Hmm. I don't think I've seen The Good, the Bad, and the Ugly since Clint Eastwood's chair speech at the RNC. I wish I could say that was coincidence...
While I don't consider myself a huge western fan, there have been several I've enjoyed over the years, both in movies and in comics. Somewhat surprisingly in comics, since with the exception of Jonah Hex, they're rather few and far between anymore. The last ones I remember paying for were DC's most recent run of Bat Lash, some Vertigo limiteds like El Diablo or Weird Western Tales, and Witchfinder: Lost and Gone Forever. (Most of the westerns I like aren't completely western...)
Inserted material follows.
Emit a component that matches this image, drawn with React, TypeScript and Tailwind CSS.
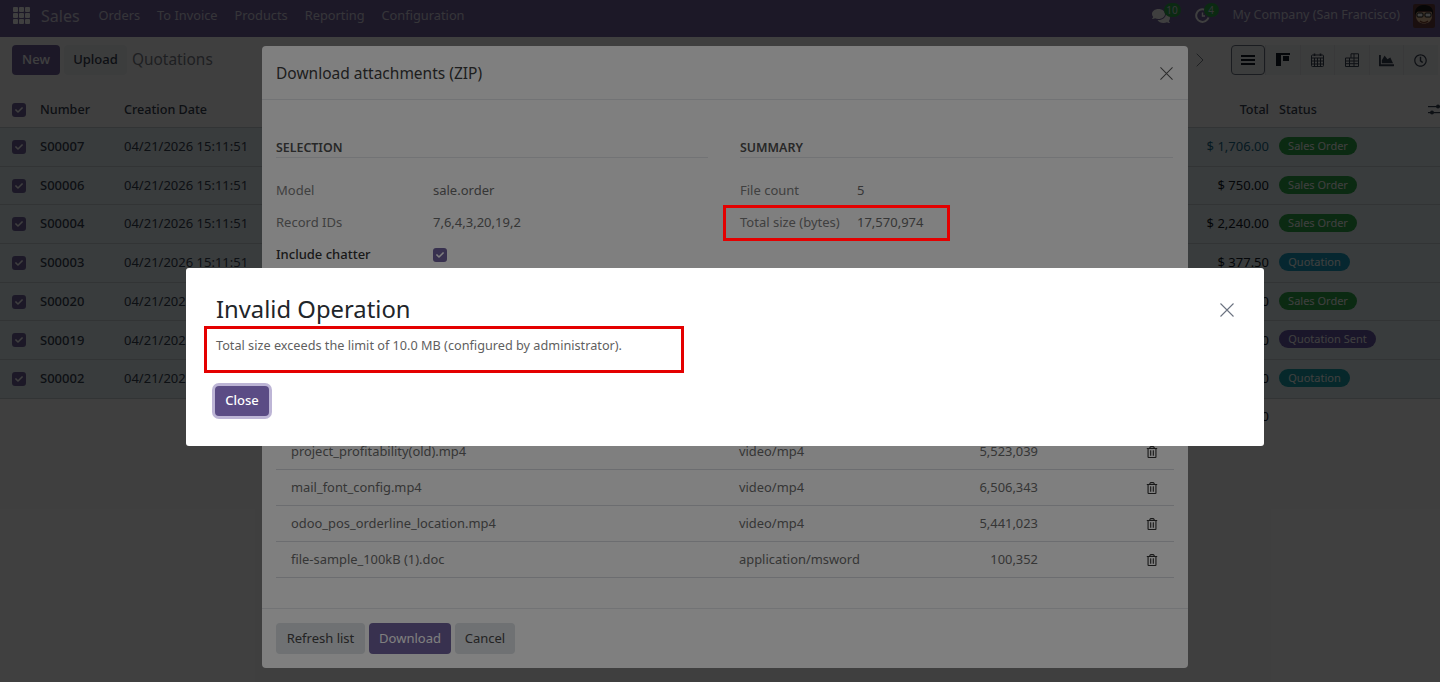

The other day at Hastings (between two locations, if I'm honest) I found almost the entire run of Dynamite Entertainment's 2009 The Good, the Bad, and the Ugly series; all but issue #2. I knew of the book, but couldn't positively say I ever saw it on the racks. There was a Man With No Name series as well, but that one I don't think I remembered until seeing the ad for the trade paperback on the back of The Good, the Bad, and the Ugly #8. I did a little research to try and find sales numbers, but couldn't; which makes me wonder if sales were below 5,000 copies. (Or 7,000? I don't know if the Beat was doing the indie sales chart back in 2009.)
As far as the actual comics, they aren't bad: Chuck Dixon is always good for a page-turner, and the first arc is a bit of fun, with art by Esteve Polls. There's no Angel Eyes or Tuco in these stories, but there's plenty of Bad and Ugly to go around. Blondie is on the trail of another bounty, train robber Miles Devereaux, but Devereaux overhears the details about a train full of gold looted by renegade French Legionnaires. And a one-handed bounty hunter is following them all, to see who comes out with the money...
They're not reinventing the wheel, but good enough. I had the same weird question reading these that I sometimes do reading Conan comics: if Blondie cashes in on the bounty, shouldn't he be rich enough not to have to chase them anymore? I sometimes suspect he makes a fortune then blows through it just as quickly.